February 29, 2000
Our tranquillity was shattered. We escalated from calm to tension instantly.
At 20:30 we had finished dinner, Charlie had come down from the cockpit with some dishes and was adjusting
the radar. He said, "I only see four boats." Jeannette was washing up and I was trying to decide which movie I wanted to watch. Suddenly there was a bump, a scrape, and as I looked up the first thing I
saw was an eerie green glow in the cockpit. Charlie rushed up the companionway and found the bow sprit and anchor of Pimalo pounding the side and stern of Sea Gem. The crew aboard Pimalo was below
calmly having dinner. They did not anticipate that our speed would change after we took down our MPS sail for the night. They were gliding along on auto pilot when they plowed into our stern. Things became
frantic as Charlie fended off the bow of Pimalo and yelled, "Bear off, bear off." I cranked both engines and put them in gear to put some distance between ourselves and Pimalo. As we separated the boats
Charlie immediately began to assess damage. Fortunately the blow had not released our "JON BUOY" or man overboard module. That item is the size of a small overnight case, yet packed within are hopes for
survival, if one of us should go overboard. The price tag of that bit of insurance is about $1,000.00. The damage to Sea Gem is mostly cosmetic. There are some deep scratched in the fiberglass on the
side, a porthole screen is bent, molding was ripped off and some of the wood railings are damaged. Getting the right talent to do the repair work will be the major challenge. We will look to the
facilities in the Mediterranean for repairs.

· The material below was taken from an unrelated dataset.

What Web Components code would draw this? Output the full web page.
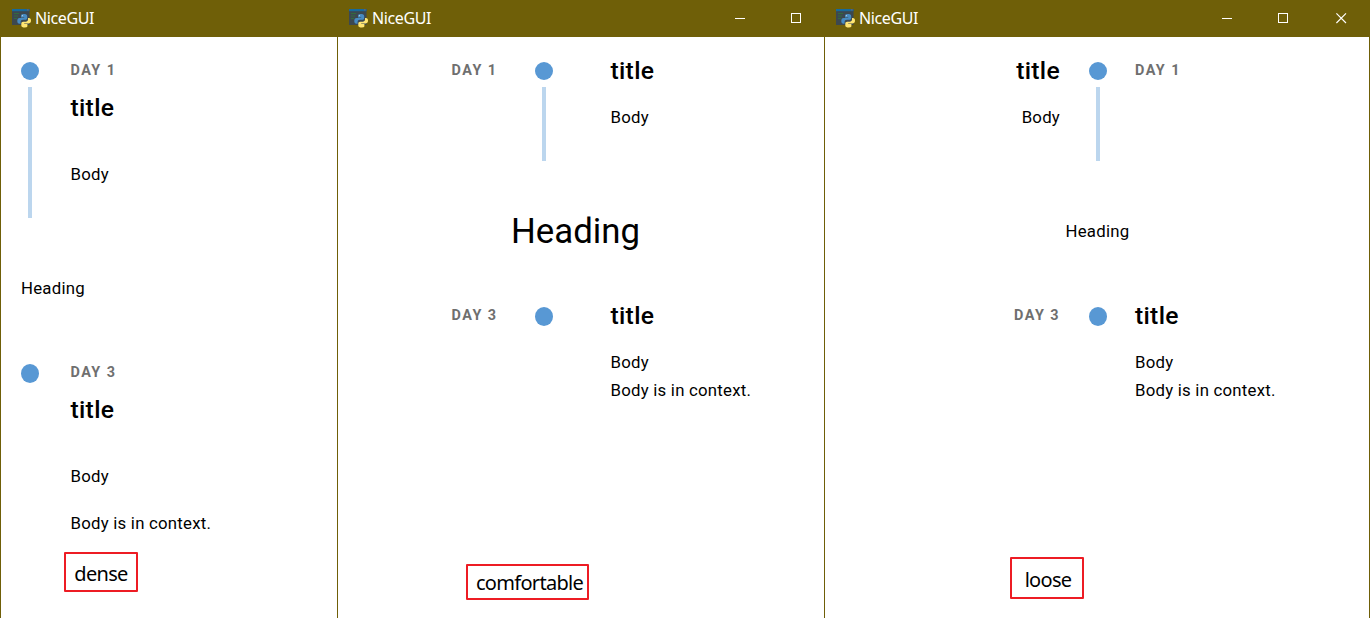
<!DOCTYPE html>
<html lang="en"><head><meta charset="utf-8"><title>NiceGUI</title>
<style>
html,body{margin:0;height:100%;overflow:hidden;background:#fff}
body{font-family:Roboto,"Liberation Sans",sans-serif;color:#000;font-size:16.8px}
.desk{display:grid;grid-template-columns:337px 487px 546px;height:618px}
</style></head><body>
<div class="desk">
<app-window controls="0">
  <time-entry style="--cols:18px 1fr;--gap:31.5px;--pad:20px;--top:25px;height:190px" line="131">
    <text-line slot="right" kind="day" style="--h:18px">DAY 1</text-line>
    <text-line slot="right" kind="title" style="--h:29px;--mt:13px">title</text-line>
    <text-line slot="right" style="--h:28px;--mt:38px">Body</text-line>
  </time-entry>
  <text-line style="--h:28px;--mt:47px;margin-left:20px">Heading</text-line>
  <time-entry style="--cols:18px 1fr;--gap:31.5px;--pad:20px;--top:25px;margin-top:37px;height:213px" tall>
    <text-line slot="right" kind="day" style="--h:18px">DAY 3</text-line>
    <text-line slot="right" kind="title" style="--h:29px;--mt:13px">title</text-line>
    <text-line slot="right" style="--h:28px;--mt:38px">Body</text-line>
    <text-line slot="right" style="--h:28px;--mt:19px">Body is in context.</text-line>
  </time-entry>
  <note-box style="width:70px;height:36px;margin:0 0 0 63px;--nt:3px"><span>dense</span></note-box>
</app-window>
<app-window controls="2">
  <time-entry style="--cols:159.5px 18px 1fr;--gap:37.5px;--gap2:57.5px;--top:25px;height:140px" line="74">
    <text-line slot="left" kind="day" style="--h:18px">DAY 1</text-line>
    <text-line slot="right" kind="title" style="--h:29px;--mt:-6px">title</text-line>
    <text-line slot="right" style="--h:28px;--mt:18px">Body</text-line>
  </time-entry>
  <text-line kind="big" style="--h:40px;--mt:34px;margin-left:173px">Heading</text-line>
  <time-entry style="--cols:159.5px 18px 1fr;--gap:37.5px;--gap2:57.5px;--top:25px;margin-top:31px;height:283px" tall>
    <text-line slot="left" kind="day" style="--h:18px">DAY 3</text-line>
    <text-line slot="right" kind="title" style="--h:29px;--mt:-6px">title</text-line>
    <text-line slot="right" style="--h:28px;--mt:18px">Body</text-line>
    <text-line slot="right" style="--h:28px">Body is in context.</text-line>
  </time-entry>
  <note-box style="width:119px;height:32px;margin:-1px 0 0 128px;--nt:1px;--nl:4px"><span>comfortable</span></note-box>
</app-window>
<app-window controls="3">
  <time-entry style="--cols:235px 18px 1fr;--gap:29px;--gap2:28px;--top:25px;height:157px" line="74">
    <text-line slot="left" kind="title" style="--h:29px;--mt:-6px">title</text-line>
    <text-line slot="left" style="--h:28px;--mt:18px">Body</text-line>
    <text-line slot="right" kind="day" style="--h:18px">DAY 1</text-line>
  </time-entry>
  <text-line style="--h:28px;--mt:23px;margin-left:240.5px">Heading</text-line>
  <time-entry style="--cols:235px 18px 1fr;--gap:29px;--gap2:28px;--top:25px;margin-top:37px;height:277px" tall>
    <text-line slot="left" kind="day" style="--h:18px">DAY 3</text-line>
    <text-line slot="right" kind="title" style="--h:29px;--mt:-6px">title</text-line>
    <text-line slot="right" style="--h:28px;--mt:18px">Body</text-line>
    <text-line slot="right" style="--h:28px">Body is in context.</text-line>
  </time-entry>
  <note-box style="width:70px;height:38px;margin:-2px 0 0 185px;--nt:3px;--nl:2px"><span>loose</span></note-box>
</app-window>
</div>
<script>
class AppWindow extends HTMLElement{
  connectedCallback(){
    const n=+this.getAttribute('controls');
    const min='<svg width="11" height="11" viewBox="0 0 11 11"><path d="M0 5.5H10" stroke="#fff"/></svg>';
    const max='<svg width="11" height="11" viewBox="0 0 11 11"><rect x=".5" y=".5" width="9" height="9" fill="none" stroke="#fff"/></svg>';
    const close='<svg width="11" height="11" viewBox="0 0 11 11"><path d="M.4.4L10 10M10 .4L.4 10" stroke="#fff" stroke-width="1.15"/></svg>';
    this.attachShadow({mode:'open'}).innerHTML=`<style>
    :host{display:flex;flex-direction:column;min-width:0;height:618px;box-sizing:border-box;overflow:hidden;background:#fff;--edge:#6f5f08}
    header{height:37px;flex:none;background:var(--edge);display:flex;align-items:center;box-sizing:border-box;padding-left:12px}
    header b{font:400 16px/22px "Noto Sans",sans-serif;color:#fff;margin:-1px 0 0 4px;flex:1;letter-spacing:-.4px}
    .c{display:flex;gap:45px;height:11px;margin-right:${n==3?23:22}px}.c svg:nth-child(3){margin-left:2px}
    main{flex:1;min-height:0;border-left:1px solid var(--edge);${n==3?'border-right:1px solid var(--edge);':''}overflow:hidden}
    svg{display:block;flex:none}</style>
    <header><svg width="19" height="19" viewBox="0 0 19 19"><rect y="0" width="17.5" height="16" fill="#3c4850"/><rect width="17.5" height="2.2" fill="#176a9c"/><rect x="15.2" y=".4" width="1.2" height="1" fill="#bd5141"/><path d="M2 4.5H7M2 7H6M2 9.5H5" stroke="#326b3e" stroke-width="1.1"/>
    <path d="M11.5 5C9 5 9 6 9 7v1.4h3.2v.7H7.6C6 9.1 5.3 10.3 5.3 12S6 14.7 7.5 14.7H8.6V13c0-1.3 1-2.2 2.2-2.2h2.6c1.1 0 1.8-.8 1.8-1.8V7c0-1.4-1.4-2-3.7-2Z" fill="#478bc2"/>
    <path d="M12.9 18.5c2.5 0 2.5-1 2.5-2v-1.4h-3.2v-.7h4.6c1.6 0 2.2-1.1 2.2-2.8 0-1.7-.7-2.7-2.1-2.7h-.9v1.7c0 1.3-1 2.2-2.2 2.2h-2.6c-1.1 0-1.9.8-1.9 1.8v1.9c0 1.4 1.4 2 3.6 2Z" fill="#ffe572"/><circle cx="10.5" cy="6.7" r=".6" fill="#b8d4e8"/></svg>
    <b>NiceGUI</b><div class="c">${n?min+max:''}${n==3?close:''}</div></header><main><slot></slot></main>`;
  }
}
class TimeEntry extends HTMLElement{
  connectedCallback(){
    const dense=!this.querySelector('[slot=left]'), line=this.getAttribute('line');
    this.attachShadow({mode:'open'}).innerHTML=`<style>
    :host{display:grid;box-sizing:border-box;grid-template-columns:var(--cols);padding:var(--top) 0 0 var(--pad,0px)}
    .left{display:flex;flex-direction:column;align-items:flex-end}
    .rail{display:flex;flex-direction:column;align-items:center;width:18px;margin-left:${dense?'0':'var(--gap)'}}
    .right{margin-left:${dense?'var(--gap)':'calc(var(--gap) + var(--gap2))'};display:flex;flex-direction:column}
    i{width:18px;height:${this.hasAttribute('tall')?19:18}px;border-radius:50%;background:#5898d4;flex:none}
    u{width:4px;height:${line||0}px;margin-top:7px;background:#bcd6ee}</style>
    ${dense?'':'<div class="left"><slot name="left"></slot></div>'}<div class="rail"><i></i>${line?'<u></u>':''}</div><div class="right"><slot name="right"></slot></div>`;
  }
}
class TextLine extends HTMLElement{
  connectedCallback(){
    this.attachShadow({mode:'open'}).innerHTML=`<style>
    :host{display:block;white-space:nowrap;height:var(--h);margin-top:var(--mt,0px);font-size:16.8px;line-height:var(--h);letter-spacing:.23px}
    :host([kind=day]){font-size:14.4px;font-weight:700;letter-spacing:1.45px;color:#6f6f6f}
    :host([kind=title]){font-size:24.7px;font-weight:500;letter-spacing:.3px}
    :host([kind=big]){font-size:34.8px;letter-spacing:0}</style><slot></slot>`;
  }
}
class NoteBox extends HTMLElement{
  connectedCallback(){
    this.attachShadow({mode:'open'}).innerHTML=`<style>
    :host{display:flex;align-items:center;justify-content:center;border:2px solid #ed1c24;border-radius:1px;font:20px/24px "Noto Sans",sans-serif;letter-spacing:-.7px}
    div{padding:var(--nt,0px) 0 0 var(--nl,0px)}
    </style><div><slot></slot></div>`;
  }
}
customElements.define('app-window',AppWindow);
customElements.define('time-entry',TimeEntry);
customElements.define('text-line',TextLine);
customElements.define('note-box',NoteBox);
</script></body></html>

Ern, our friend and the captain of Pimalo was crushed. Charlie did his best to reassure him that, "Accidents happen, and that this incident will serve to make
us all more vigilant." It is a little like "friendly fire" during wartime. We worry so much about the dangers "out there" that we minimize the dangers close at hand. Traveling in convoy has been both a
comfort and nerve racking. The boats travel at different speeds and we split into two groups on March 1. The boat, Santana, which had joined us after sailing alone from Cochin, made number six for our
fleet. Santana has had engine trouble and three boats are also low on fuel. After mulling over the options it was the consensus to split into two groups. We did transfer two jerry jugs of diesel
to Pimalo, and later Charlie and Jeannette drew off another two jugs for Que Sera. Getting the fuel out of the Sea Gem tanks was a hot, back breaking job as it had to be done in the engine room through one
of the small hoses. The transfer was slick though. Charlie transferred the cans by tying them to a long line and trailing them while the other boat pulled up and picked them up with a boat hook.
Empty cans are easier than full ones, but the transfer both ways went without a hitch.
Sea Gem, Pimalo and Prince Karl have headed straight for Djibouti and Santana, Que Sera, Sera, and Stampede will stop in
Mukalla to get fuel and to get the necessary Band-Aid type repairs to Santana so that they can continue on to Djibouti. Another of the Millennium Odyssey boats was already in Mukalla with two other yachts.
They will travel in company to Djibouti.
March 1, 2000
We got word from Rally Control that a suspicious boat tried to stop one of our fleet, Nori, that was near Djibouti. They put out a
distress call and the other two boats, traveling in company with Nori, Aventerero and Foxy Lady, rushed to assist, and the threatening boat took off. The French Navy dispatched helicopters right away. They
are also providing a presence near our boats so that pirates will think twice before molesting any of us. Piracy is a real threat in this part of the world. The victims are usually large commercial
ships with small crews. Most of the pirates board from the stern under the cover of darkness. Usually they use small fast boats and take crew member's hostage while they rob the ship of valuables.
Usually there are no injuries and no loss of life but when thugs are brandishing knives or guns that is enough.
There is an international anti piracy agency established in Malaysia, on duty twenty-four hours a day,
and all incidents are reported there. We get daily reports over our mobile communication system of the current piracy incidents. We knew this leg was going to be nerve racking and are looking forward to
pulling into port.
We have had almost no wind for most of this passage and the water is as calm as a lake. We are getting into some traffic now and with that and the concern for piracy it has made this
part of the trip a little more tense than usual. We are getting some boat chores done before we reach port with the calm seas so that will make it nicer when we arrive. Jeannette has done a lot of polishing
and the boat is in pretty good shape considering how long we have been out. We will do more cabinet cleaning tomorrow and get the refrigerator ready for the new stock of food to prepare for the long passage up the
Our bread machine bit the dust but I have found that I really enjoy doing the bread by hand and it doesn't require running the generator as long. We also deep sixed the ice cream freezer.
Maybe you are not supposed to make ice cream at sea. Until later . . . from Sea Gem in the Gulf of Aden.